On June 1, digital media company First Media began cross-posting two of its publications’ Instagram Stories to Facebook Stories. First Media was able to increase the Instagram followers for its So Yummy and Blusher accounts when Facebook viewers tapped on the cross-posted Stories to view the publications’ Instagram profiles. Within 10 days, So Yummy was increasing its Instagram followers by 34 percent to 6,358 new followers a day from what it was adding previously, said Yuval Rechter, First Media’s head of digital. On the same basis, Blusher saw its average daily additions increase by 284 percent to 2,301 new followers, he said.

That growth is important for First Media because it helps the company diversify beyond Facebook, but also drives referral traffic from Instagram through the swipe-up links that Instagram Stories can feature. Links within Instagram Stories perform much better for First Media than Facebook Instant Articles, said Rechter, adding that some links have received up to 40,000 swipe-ups.

Professional surfing league World Surf League has similarly turned to Instagram to get people to tune in to its live broadcasts on its own properties as well as on Facebook. The WSL’s Instagram follower base has increased by 20 percent over the past year to 2.8 million followers, helping offset challenges it had getting Facebook users to watch the events on WSL’s own properties, said Tim Greenberg, the WSL’s chief community officer.

The WSL plans to start exclusively broadcasting its events on Facebook next month, but in the interim, the league has seen that Instagram Story links perform well enough that it’s become a primary driver to send people to its own properties and to its Facebook Live broadcasts, Greenberg said.

CNN has also been upping its Instagram game since January. In February, the network increased its Instagram Story output to one a day after adding a new video producer to its social team, and it cross-posts the vast majority of those stories to Facebook Stories.
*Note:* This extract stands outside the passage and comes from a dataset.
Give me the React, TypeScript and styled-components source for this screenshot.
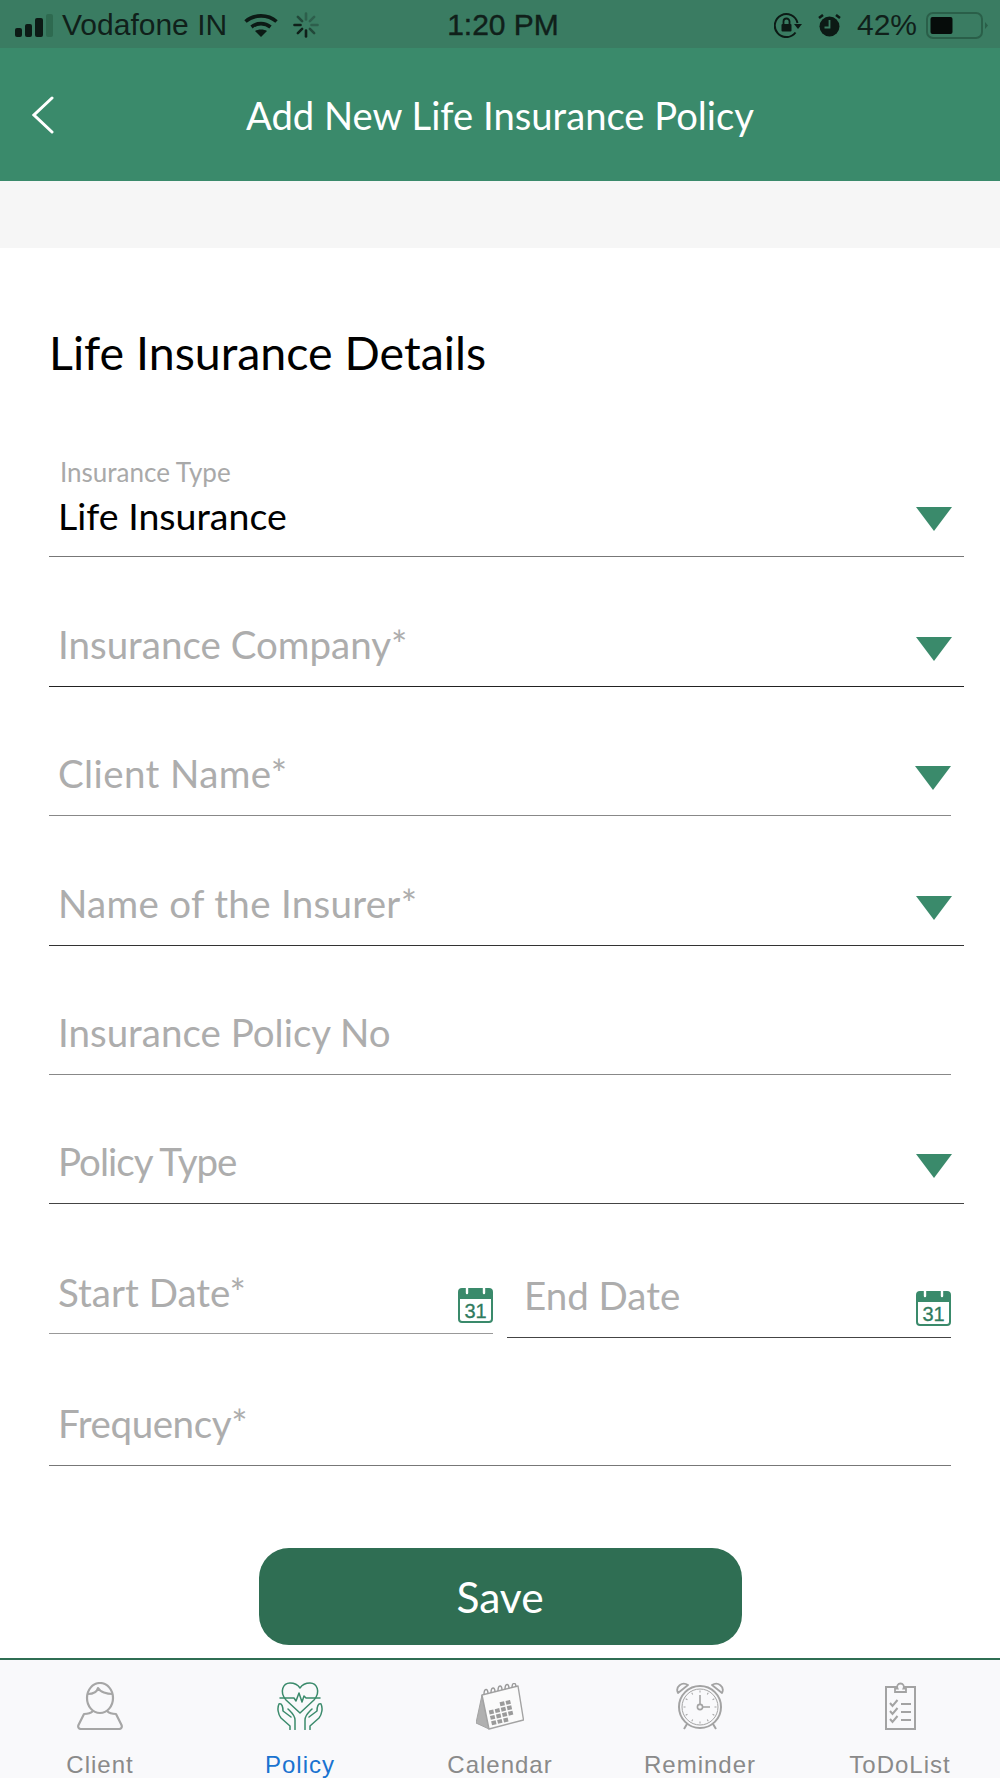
import React from 'react'
import styled, { createGlobalStyle } from 'styled-components'

const GlobalStyle = createGlobalStyle`
    html, body {
        margin: 0;
        padding: 0;
        background: #fff;
    }
    * {
        box-sizing: border-box;
    }
`

const Page = styled.div`
    width: 1000px;
    height: 1778px;
    display: flex;
    flex-direction: column;
    overflow: hidden;
    font-family: Lato, "Liberation Sans", sans-serif;
    background: #fff;
`

const StatusBar = styled.div`
    height: 48px;
    flex: none;
    background: #3a7c62;
    display: grid;
    grid-template-columns: 1fr auto 1fr;
    align-items: center;
    padding: 2px 12px 0 15px;
    color: #10201a;
    font-family: "Liberation Sans", sans-serif;
    font-size: 30px;
`

const StatusGroup = styled.div<{ $right?: boolean }>`
    display: flex;
    align-items: center;
    gap: ${(p) => (p.$right ? '16px' : '9px')};
    justify-content: ${(p) => (p.$right ? 'flex-end' : 'flex-start')};
`

const Carrier = styled.span`
    margin-right: 8px;
`

const Clock = styled.div`
    -webkit-text-stroke: 0.4px #10201a;
    margin: -1px 0 0 3px;
`

const BatteryWrap = styled.div`
    display: flex;
    margin-left: -7px;
`

const Header = styled.header`
    height: 133px;
    flex: none;
    background: #3a8a6b;
    display: grid;
    grid-template-columns: 1fr auto 1fr;
    align-items: center;
    padding: 0 32px;
    color: #fff;
`

const HeaderTitle = styled.h1`
    margin: 0;
    font-size: 38.2px;
    font-weight: 400;
`

const GraySpace = styled.div`
    height: 67px;
    flex: none;
    background: #f6f6f6;
`

const Content = styled.main`
    flex: 1;
    padding: 0 36px 0 49px;
    display: flex;
    flex-direction: column;
`

const Heading = styled.h2`
    margin: 82px 0 0;
    height: 98px;
    font-size: 46.5px;
    line-height: 44px;
    font-weight: 400;
    color: #000;
`

const Field = styled.div<{ $short?: boolean; $line: string; $extra?: number }>`
    height: ${(p) => 129.4 + (p.$extra || 0)}px;
    width: ${(p) => (p.$short ? '902px' : '100%')};
    flex: none;
    display: flex;
    align-items: flex-end;
    justify-content: space-between;
    padding: 0 0 20px 9px;
    border-bottom: 1.5px solid ${(p) => p.$line};
`

const DateRow = styled.div`
    display: flex;
    width: 902px;
    gap: 14px;
    height: 129.4px;
    flex: none;
`

const DateField = styled.div<{ $line: string; $offset: number }>`
    flex: 0 0 444px;
    height: ${(p) => 129.4 + p.$offset}px;
    display: flex;
    align-items: flex-end;
    justify-content: space-between;
    padding: 0 0 ${(p) => (p.$offset ? 11 : 10)}px ${(p) => (p.$offset ? 17 : 9)}px;
    border-bottom: 1.5px solid ${(p) => p.$line};
`

const FieldText = styled.div<{ $track?: number }>`
    font-size: 38.5px;
    line-height: 44px;
    letter-spacing: ${(p) => p.$track || 0}px;
    color: #adadad;
`

const DateText = styled(FieldText)`
    margin-bottom: 9px;
`

const Stacked = styled.div`
    display: flex;
    flex-direction: column;
    margin-bottom: -2px;
`

const SmallLabel = styled.div`
    font-size: 26px;
    line-height: 30px;
    color: #a9a9a9;
    margin: 0 0 7px 2px;
`

const ValueText = styled(FieldText)`
    font-size: 37.5px;
    color: #000;
`

const Arrow = styled.div<{ $flush?: boolean }>`
    width: 0;
    height: 0;
    border-left: 18px solid transparent;
    border-right: 18px solid transparent;
    border-top: 24px solid #3a8a6b;
    margin: 0 ${(p) => (p.$flush ? 0 : 12)}px 5px 0;
`

const Save = styled.button`
    align-self: center;
    margin: 82px 0 0 -13px;
    width: 483px;
    height: 97px;
    flex: none;
    border: none;
    border-radius: 30px;
    background: #2f6e53;
    color: #fff;
    font-family: Lato, sans-serif;
    font-size: 42.5px;
`

const Nav = styled.nav`
    height: 120px;
    flex: none;
    background: #f9f9fb;
    border-top: 2px solid #2f6e53;
    display: grid;
    grid-template-columns: repeat(5, 1fr);
`

const NavItem = styled.div<{ $active?: boolean }>`
    display: flex;
    flex-direction: column;
    align-items: center;
    padding-top: 21px;
    font-family: "Liberation Sans", sans-serif;
    font-size: 24px;
    letter-spacing: 1px;
    color: ${(p) => (p.$active ? '#1a73d0' : '#8a8a8a')};
`

const NavIcon = styled.div`
    height: 50px;
    margin-bottom: 20px;
    display: flex;
    align-items: center;
`

const Signal = () => (
    <svg width="38" height="23" viewBox="0 0 38 23">
        <rect x="0" y="14" width="7" height="9" rx="2" fill="#0c1a15" />
        <rect x="10" y="10" width="7" height="13" rx="2" fill="#0c1a15" />
        <rect x="20" y="4" width="8" height="19" rx="2" fill="#0c1a15" />
        <rect x="31" y="0" width="7" height="23" rx="2" fill="#2e6a50" />
    </svg>
)

const Wifi = () => (
    <svg width="34" height="24" viewBox="0 0 34 24" fill="none" stroke="#0c1a15" strokeWidth="3.6">
        <path d="M1.5 8.5 C10 1 24 1 32.5 8.5" />
        <path d="M7.5 14 C13 9.5 21 9.5 26.5 14" />
        <path d="M17 24 L11 18 C14 16 20 16 23 18 Z" fill="#0c1a15" stroke="none" />
    </svg>
)

const Spinner = () => (
    <svg width="32" height="26" viewBox="-6 0 32 26" stroke="#10201a" strokeWidth="2.6" strokeLinecap="round">
        {[0, 45, 90, 135, 180, 225, 270, 315].map((angle, i) => (
            <line key={angle} x1="13" y1="1.5" x2="13" y2="7.5" transform={`rotate(${angle} 13 13)`} opacity={i < 3 ? 0.3 : i === 3 || i === 7 ? 0.55 : 1} />
        ))}
    </svg>
)

const RotationLock = () => (
    <svg width="28" height="25" viewBox="0 0 28 25" fill="none" stroke="#0c1a15" strokeWidth="2">
        <path d="M21.5 19.5 A11.5 11.5 0 1 1 23.5 10" />
        <path d="M20 11 L28 11 L24 16 Z" fill="#0c1a15" stroke="none" />
        <rect x="7.5" y="11" width="10" height="7.5" rx="1" fill="#0c1a15" stroke="none" />
        <path d="M9.5 11 V8.5 A3 3 0 0 1 15.5 8.5 V11" strokeWidth="1.8" />
    </svg>
)

const AlarmSmall = () => (
    <svg width="23" height="23" viewBox="0 0 23 23">
        <circle cx="11.5" cy="12.5" r="10" fill="#0c1a15" />
        <path d="M1 4 L5 1 M22 4 L18 1" stroke="#0c1a15" strokeWidth="2.6" />
        <path d="M11.5 6 V13.5 H6.5" fill="none" stroke="#3a7c62" strokeWidth="1.8" />
    </svg>
)

const Battery = () => (
    <svg width="62" height="27" viewBox="0 0 62 27">
        <rect x="1" y="1" width="55" height="25" rx="6" fill="none" stroke="#2a5f49" strokeWidth="2" />
        <rect x="4.5" y="5" width="22" height="17" rx="2" fill="#060c0a" />
        <path d="M59 10 L62 13.5 L59 17 Z" fill="#2a5f49" />
    </svg>
)

const Back = () => (
    <svg width="22" height="38" viewBox="0 0 22 38" fill="none" stroke="#fff" strokeWidth="3" strokeLinecap="round">
        <path d="M20 2 L2 19 L20 36" />
    </svg>
)

const CalendarIcon = () => (
    <svg width="35" height="37" viewBox="0 0 35 37">
        <path d="M4 3 H31 A3 3 0 0 1 34 6 V33 A3 3 0 0 1 31 36 H4 A3 3 0 0 1 1 33 V6 A3 3 0 0 1 4 3 Z" fill="#fff" stroke="#3a8a6b" strokeWidth="2" />
        <path d="M1 13 V6 A3 3 0 0 1 4 3 H31 A3 3 0 0 1 34 6 V13 Z" fill="#3a8a6b" />
        <path d="M9 1 V7 M26 1 V7" stroke="#fff" strokeWidth="2.4" strokeLinecap="round" />
        <text x="17.5" y="32" textAnchor="middle" fontFamily="Liberation Sans, sans-serif" fontSize="20" fill="#2f7b5e" stroke="#2f7b5e" strokeWidth="0.3">31</text>
    </svg>
)

const ClientIcon = () => (
    <svg width="46" height="48" viewBox="0 0 46 48" fill="none" stroke="#a6a6a6" strokeWidth="2.2" strokeLinejoin="round">
        <ellipse cx="23" cy="16" rx="13" ry="15" />
        <path d="M10.5 12 C15 12 20 11 21 6 C23 10 30 12 35.5 12" />
        <path d="M16 29 C14 31 11 32 7 32 L1.5 43 C0.5 45.5 2 47 4 47 H42 C44 47 45.5 45.5 44.5 43 L39 32 C35 32 32 31 30 29" />
    </svg>
)

const PolicyIcon = () => (
    <svg width="46" height="48" viewBox="0 0 46 48" fill="none" stroke="#3a8a6b" strokeWidth="1.5" strokeLinejoin="round" strokeLinecap="round">
        <path d="M23 31 L9 18 C2 10 6 1 13 1 C18 1 21 3 23 6 C25 3 28 1 33 1 C40 1 44 10 37 18 Z" />
        <path d="M3 16 H17 L19 19 L22 11 L25 20 L27 14 L29 16 H43" />
        <path d="M2 22 C0 26 1 32 4 36 L13 44 V47.5 M2 22 C5 21 6 25 6 29 L14 35 M11 27 C14 30 18 33 18 38 V47.5" />
        <path d="M44 22 C46 26 45 32 42 36 L33 44 V47.5 M44 22 C41 21 40 25 40 29 L32 35 M35 27 C32 30 28 33 28 38 V47.5" />
    </svg>
)

const deskCells = [
    [2, 3],
    [0, 1, 2, 3],
    [0, 1, 2, 3],
    [0, 1, 2],
]

const DeskCalendarIcon = () => (
    <svg width="48" height="47" viewBox="0 0 48 47">
        <path d="M6 12 L0 40 L13 46 Z" fill="#b0b0b0" stroke="#a3a3a3" strokeWidth="1" strokeLinejoin="round" />
        <path d="M6 12 L42 3 L47.5 37 L13 46 Z" fill="#fbfbfb" stroke="#a3a3a3" strokeWidth="1.4" strokeLinejoin="round" />
        <path d="M8 11.5 C8 5 12 5 12 10.5 M15 10 C15 3.5 19 3.5 19 9 M22 8 C22 1.5 26 1.5 26 7 M29 6.5 C29 0 33 0 33 5.5 M36 5 C36 -1 40 -1 40 4" fill="none" stroke="#9a9a9a" strokeWidth="1.4" />
        {deskCells.map((cols, row) =>
            cols.map((col) => (
                <rect
                    key={`${row}-${col}`}
                    x={11.8 + col * 6 + row * 1.2}
                    y={21.6 - col * 1.4 + row * 5.4}
                    width="4.6"
                    height="4"
                    fill="#9a9a9a"
                    transform={`rotate(-13 ${14 + col * 6 + row * 1.2} ${23 - col * 1.4 + row * 5.4})`}
                />
            )),
        )}
    </svg>
)

const ReminderIcon = () => (
    <svg width="48" height="48" viewBox="0 0 48 48" fill="none" stroke="#a3a3a3" strokeWidth="2">
        <circle cx="24" cy="25" r="21" />
        <circle cx="24" cy="25" r="18" strokeWidth="1" />
        <path d="M2 11 C-1 5 6 -1 12 3 Z M46 11 C49 5 42 -1 36 3 Z" fill="#f9f9fb" strokeWidth="1.8" strokeLinejoin="round" />
        {[0, 30, 60, 90, 120, 150, 180, 210, 240, 270, 300, 330].map((angle) => (
            <line key={angle} x1="24" y1="8.5" x2="24" y2="10.5" strokeWidth="1" transform={`rotate(${angle} 24 25)`} />
        ))}
        <circle cx="24" cy="25" r="2.6" strokeWidth="1.6" />
        <path d="M24 13 V22.4 M26.6 25 H34" strokeWidth="1.6" />
        <path d="M11 42 L8 47 M37 42 L40 47" />
    </svg>
)

const TodoIcon = () => (
    <svg width="32" height="48" viewBox="0 0 32 48" fill="none" stroke="#a3a3a3" strokeWidth="2">
        <rect x="2" y="5" width="29" height="42" />
        <path d="M11 10 V6.5 H13.5 A3.4 3.4 0 1 1 19.5 6.5 H22 V10 Z" fill="#f9f9fb" strokeWidth="1.8" />
        <path d="M6 21 L8.5 24 L13.5 18 M6 29 L8.5 32 L13.5 26 M6 37 L8.5 40 L13.5 34" strokeWidth="2" />
        <path d="M17 22 H27 M17 30 H27 M17 38 H27" strokeWidth="2" />
    </svg>
)

const App: React.FunctionComponent = () => {
    return (
        <Page>
            <GlobalStyle />
            <StatusBar>
                <StatusGroup>
                    <Signal />
                    <Carrier>Vodafone IN</Carrier>
                    <Wifi />
                    <Spinner />
                </StatusGroup>
                <Clock>1:20 PM</Clock>
                <StatusGroup $right>
                    <RotationLock />
                    <AlarmSmall />
                    <span>42%</span>
                    <BatteryWrap><Battery /></BatteryWrap>
                </StatusGroup>
            </StatusBar>
            <Header>
                <Back />
                <HeaderTitle>Add New Life Insurance Policy</HeaderTitle>
            </Header>
            <GraySpace />
            <Content>
                <Heading>Life Insurance Details</Heading>
                <Field $line="#777">
                    <Stacked>
                        <SmallLabel>Insurance Type</SmallLabel>
                        <ValueText>Life Insurance</ValueText>
                    </Stacked>
                    <Arrow />
                </Field>
                <Field $line="#222">
                    <FieldText>Insurance Company*</FieldText>
                    <Arrow />
                </Field>
                <Field $short $line="#888">
                    <FieldText $track={0.4}>Client Name*</FieldText>
                    <Arrow $flush />
                </Field>
                <Field $line="#333">
                    <FieldText $track={0.3}>Name of the Insurer*</FieldText>
                    <Arrow />
                </Field>
                <Field $short $line="#888">
                    <FieldText>Insurance Policy No</FieldText>
                </Field>
                <Field $line="#444">
                    <FieldText $track={-1}>Policy Type</FieldText>
                    <Arrow />
                </Field>
                <DateRow>
                    <DateField $line="#999" $offset={0}>
                        <DateText>Start Date*</DateText>
                        <CalendarIcon />
                    </DateField>
                    <DateField $line="#444" $offset={4}>
                        <DateText>End Date</DateText>
                        <CalendarIcon />
                    </DateField>
                </DateRow>
                <Field $short $line="#777" $extra={3}>
                    <FieldText $track={-0.4}>Frequency*</FieldText>
                </Field>
                <Save>Save</Save>
            </Content>
            <Nav>
                <NavItem>
                    <NavIcon><ClientIcon /></NavIcon>
                    Client
                </NavItem>
                <NavItem $active>
                    <NavIcon><PolicyIcon /></NavIcon>
                    Policy
                </NavItem>
                <NavItem>
                    <NavIcon><DeskCalendarIcon /></NavIcon>
                    Calendar
                </NavItem>
                <NavItem>
                    <NavIcon><ReminderIcon /></NavIcon>
                    Reminder
                </NavItem>
                <NavItem>
                    <NavIcon><TodoIcon /></NavIcon>
                    ToDoList
                </NavItem>
            </Nav>
        </Page>
    )
}

export default App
That helps CNN get in front of its Facebook audience in a new way, not to mention atop their news feeds where Facebook Stories appear, said Ashley Codianni, CNN’s head of social.

Codianni said the cross-posting hasn’t led to a significant increase in Instagram followers for CNN, but it’s a way to distribute CNN’s vertical videos to a different, larger audience. Given that CNN has 30.1 million followers on Facebook and 4.9 million on Instagram, “the people that engage on Instagram are probably not the same audience watching Stories on Facebook,” said Codianni, who declined to share viewership figures.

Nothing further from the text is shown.